STATED GOAL →
Copy each line exactly. Drop every picture.

DATA →

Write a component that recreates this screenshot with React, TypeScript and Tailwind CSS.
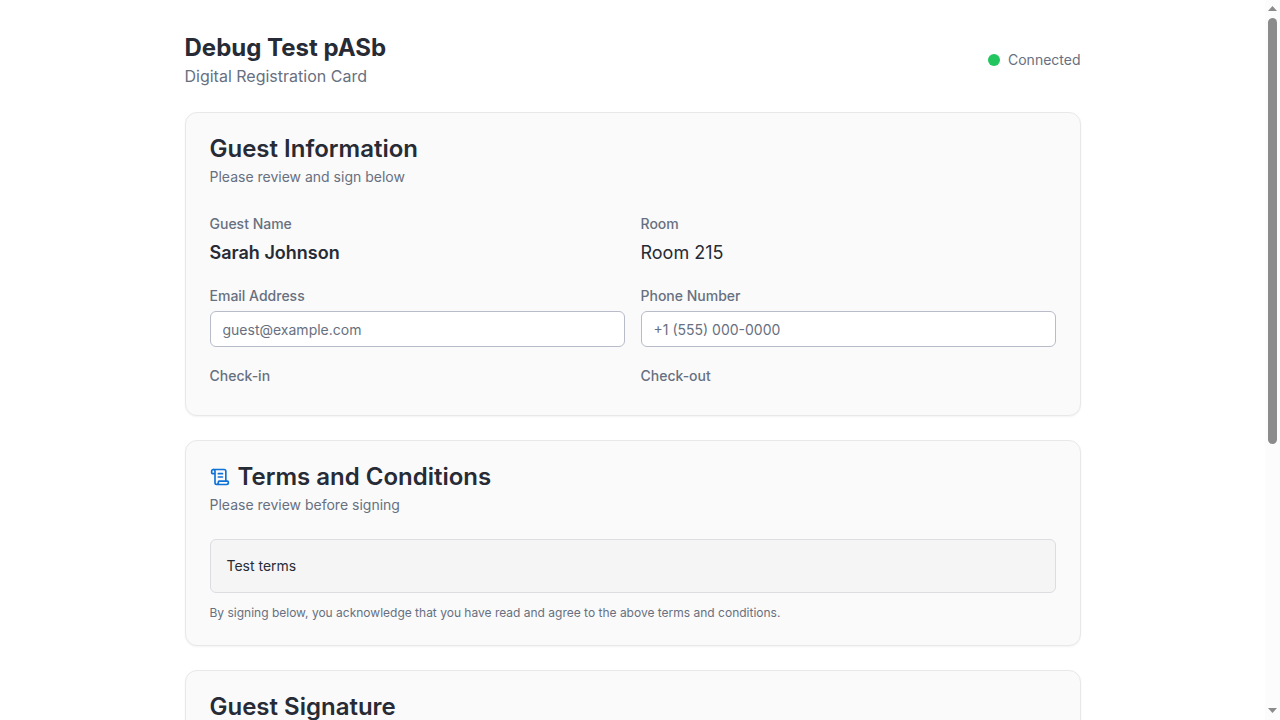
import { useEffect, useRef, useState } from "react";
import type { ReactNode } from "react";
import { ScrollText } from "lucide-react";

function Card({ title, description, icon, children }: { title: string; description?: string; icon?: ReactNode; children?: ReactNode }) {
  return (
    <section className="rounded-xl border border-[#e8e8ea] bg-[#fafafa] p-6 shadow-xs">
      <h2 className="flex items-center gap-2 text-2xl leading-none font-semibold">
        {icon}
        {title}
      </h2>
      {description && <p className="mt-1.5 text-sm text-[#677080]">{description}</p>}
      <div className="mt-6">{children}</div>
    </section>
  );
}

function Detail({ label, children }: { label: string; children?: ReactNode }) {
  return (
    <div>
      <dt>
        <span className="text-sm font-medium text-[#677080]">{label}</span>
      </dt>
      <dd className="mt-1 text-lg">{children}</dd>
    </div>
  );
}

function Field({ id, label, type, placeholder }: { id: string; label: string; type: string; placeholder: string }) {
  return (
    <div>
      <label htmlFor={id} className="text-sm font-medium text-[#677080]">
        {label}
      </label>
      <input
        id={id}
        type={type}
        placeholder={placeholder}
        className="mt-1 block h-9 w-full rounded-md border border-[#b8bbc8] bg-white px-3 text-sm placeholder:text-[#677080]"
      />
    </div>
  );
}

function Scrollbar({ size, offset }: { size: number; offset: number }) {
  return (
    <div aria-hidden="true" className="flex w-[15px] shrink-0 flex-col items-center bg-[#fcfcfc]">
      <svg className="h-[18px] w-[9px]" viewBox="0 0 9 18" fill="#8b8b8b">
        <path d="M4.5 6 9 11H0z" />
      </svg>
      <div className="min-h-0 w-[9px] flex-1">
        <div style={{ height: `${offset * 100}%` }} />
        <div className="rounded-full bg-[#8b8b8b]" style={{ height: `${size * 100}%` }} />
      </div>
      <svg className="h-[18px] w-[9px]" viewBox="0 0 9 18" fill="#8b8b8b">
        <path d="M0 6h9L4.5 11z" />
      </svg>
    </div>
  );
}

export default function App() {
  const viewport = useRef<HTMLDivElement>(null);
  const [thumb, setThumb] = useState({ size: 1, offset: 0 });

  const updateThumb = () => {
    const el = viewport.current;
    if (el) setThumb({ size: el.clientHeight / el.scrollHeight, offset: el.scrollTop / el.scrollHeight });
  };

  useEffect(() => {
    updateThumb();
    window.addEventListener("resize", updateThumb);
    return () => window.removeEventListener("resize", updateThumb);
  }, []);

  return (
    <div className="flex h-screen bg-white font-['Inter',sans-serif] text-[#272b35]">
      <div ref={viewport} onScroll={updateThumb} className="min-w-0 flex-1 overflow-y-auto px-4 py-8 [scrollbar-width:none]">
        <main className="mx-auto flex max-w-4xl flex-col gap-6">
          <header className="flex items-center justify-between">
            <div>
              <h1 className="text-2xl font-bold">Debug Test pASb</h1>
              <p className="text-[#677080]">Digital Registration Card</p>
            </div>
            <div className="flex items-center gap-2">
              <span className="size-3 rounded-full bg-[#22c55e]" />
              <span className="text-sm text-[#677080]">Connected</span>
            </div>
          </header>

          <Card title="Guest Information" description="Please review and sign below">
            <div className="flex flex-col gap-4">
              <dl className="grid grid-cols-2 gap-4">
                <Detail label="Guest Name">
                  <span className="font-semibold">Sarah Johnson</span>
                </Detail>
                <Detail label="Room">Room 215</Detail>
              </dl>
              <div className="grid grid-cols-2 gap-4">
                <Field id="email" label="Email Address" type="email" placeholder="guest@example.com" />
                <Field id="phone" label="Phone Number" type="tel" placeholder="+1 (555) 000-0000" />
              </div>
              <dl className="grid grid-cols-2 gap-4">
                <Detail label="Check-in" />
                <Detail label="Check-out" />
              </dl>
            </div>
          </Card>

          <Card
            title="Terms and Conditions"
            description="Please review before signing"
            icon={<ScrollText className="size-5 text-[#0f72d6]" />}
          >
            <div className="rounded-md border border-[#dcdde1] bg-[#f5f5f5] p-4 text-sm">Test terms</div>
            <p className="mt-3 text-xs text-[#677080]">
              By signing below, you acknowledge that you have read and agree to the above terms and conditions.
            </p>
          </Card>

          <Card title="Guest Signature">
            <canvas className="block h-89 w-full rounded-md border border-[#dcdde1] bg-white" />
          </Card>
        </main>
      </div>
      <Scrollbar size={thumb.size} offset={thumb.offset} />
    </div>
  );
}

OUTPUT BELOW →
Write a component that recreates this screenshot with React, TypeScript and Tailwind CSS.
import { useEffect, useRef, useState } from "react";
import type { ReactNode } from "react";
import { ScrollText } from "lucide-react";

function Card({ title, description, icon, children }: { title: string; description?: string; icon?: ReactNode; children?: ReactNode }) {
  return (
    <section className="rounded-xl border border-[#e8e8ea] bg-[#fafafa] p-6 shadow-xs">
      <h2 className="flex items-center gap-2 text-2xl leading-none font-semibold">
        {icon}
        {title}
      </h2>
      {description && <p className="mt-1.5 text-sm text-[#677080]">{description}</p>}
      <div className="mt-6">{children}</div>
    </section>
  );
}

function Detail({ label, children }: { label: string; children?: ReactNode }) {
  return (
    <div>
      <dt>
        <span className="text-sm font-medium text-[#677080]">{label}</span>
      </dt>
      <dd className="mt-1 text-lg">{children}</dd>
    </div>
  );
}

function Field({ id, label, type, placeholder }: { id: string; label: string; type: string; placeholder: string }) {
  return (
    <div>
      <label htmlFor={id} className="text-sm font-medium text-[#677080]">
        {label}
      </label>
      <input
        id={id}
        type={type}
        placeholder={placeholder}
        className="mt-1 block h-9 w-full rounded-md border border-[#b8bbc8] bg-white px-3 text-sm placeholder:text-[#677080]"
      />
    </div>
  );
}

function Scrollbar({ size, offset }: { size: number; offset: number }) {
  return (
    <div aria-hidden="true" className="flex w-[15px] shrink-0 flex-col items-center bg-[#fcfcfc]">
      <svg className="h-[18px] w-[9px]" viewBox="0 0 9 18" fill="#8b8b8b">
        <path d="M4.5 6 9 11H0z" />
      </svg>
      <div className="min-h-0 w-[9px] flex-1">
        <div style={{ height: `${offset * 100}%` }} />
        <div className="rounded-full bg-[#8b8b8b]" style={{ height: `${size * 100}%` }} />
      </div>
      <svg className="h-[18px] w-[9px]" viewBox="0 0 9 18" fill="#8b8b8b">
        <path d="M0 6h9L4.5 11z" />
      </svg>
    </div>
  );
}

export default function App() {
  const viewport = useRef<HTMLDivElement>(null);
  const [thumb, setThumb] = useState({ size: 1, offset: 0 });

  const updateThumb = () => {
    const el = viewport.current;
    if (el) setThumb({ size: el.clientHeight / el.scrollHeight, offset: el.scrollTop / el.scrollHeight });
  };

  useEffect(() => {
    updateThumb();
    window.addEventListener("resize", updateThumb);
    return () => window.removeEventListener("resize", updateThumb);
  }, []);

  return (
    <div className="flex h-screen bg-white font-['Inter',sans-serif] text-[#272b35]">
      <div ref={viewport} onScroll={updateThumb} className="min-w-0 flex-1 overflow-y-auto px-4 py-8 [scrollbar-width:none]">
        <main className="mx-auto flex max-w-4xl flex-col gap-6">
          <header className="flex items-center justify-between">
            <div>
              <h1 className="text-2xl font-bold">Debug Test pASb</h1>
              <p className="text-[#677080]">Digital Registration Card</p>
            </div>
            <div className="flex items-center gap-2">
              <span className="size-3 rounded-full bg-[#22c55e]" />
              <span className="text-sm text-[#677080]">Connected</span>
            </div>
          </header>

          <Card title="Guest Information" description="Please review and sign below">
            <div className="flex flex-col gap-4">
              <dl className="grid grid-cols-2 gap-4">
                <Detail label="Guest Name">
                  <span className="font-semibold">Sarah Johnson</span>
                </Detail>
                <Detail label="Room">Room 215</Detail>
              </dl>
              <div className="grid grid-cols-2 gap-4">
                <Field id="email" label="Email Address" type="email" placeholder="guest@example.com" />
                <Field id="phone" label="Phone Number" type="tel" placeholder="+1 (555) 000-0000" />
              </div>
              <dl className="grid grid-cols-2 gap-4">
                <Detail label="Check-in" />
                <Detail label="Check-out" />
              </dl>
            </div>
          </Card>

          <Card
            title="Terms and Conditions"
            description="Please review before signing"
            icon={<ScrollText className="size-5 text-[#0f72d6]" />}
          >
            <div className="rounded-md border border-[#dcdde1] bg-[#f5f5f5] p-4 text-sm">Test terms</div>
            <p className="mt-3 text-xs text-[#677080]">
              By signing below, you acknowledge that you have read and agree to the above terms and conditions.
            </p>
          </Card>

          <Card title="Guest Signature">
            <canvas className="block h-89 w-full rounded-md border border-[#dcdde1] bg-white" />
          </Card>
        </main>
      </div>
      <Scrollbar size={thumb.size} offset={thumb.offset} />
    </div>
  );
}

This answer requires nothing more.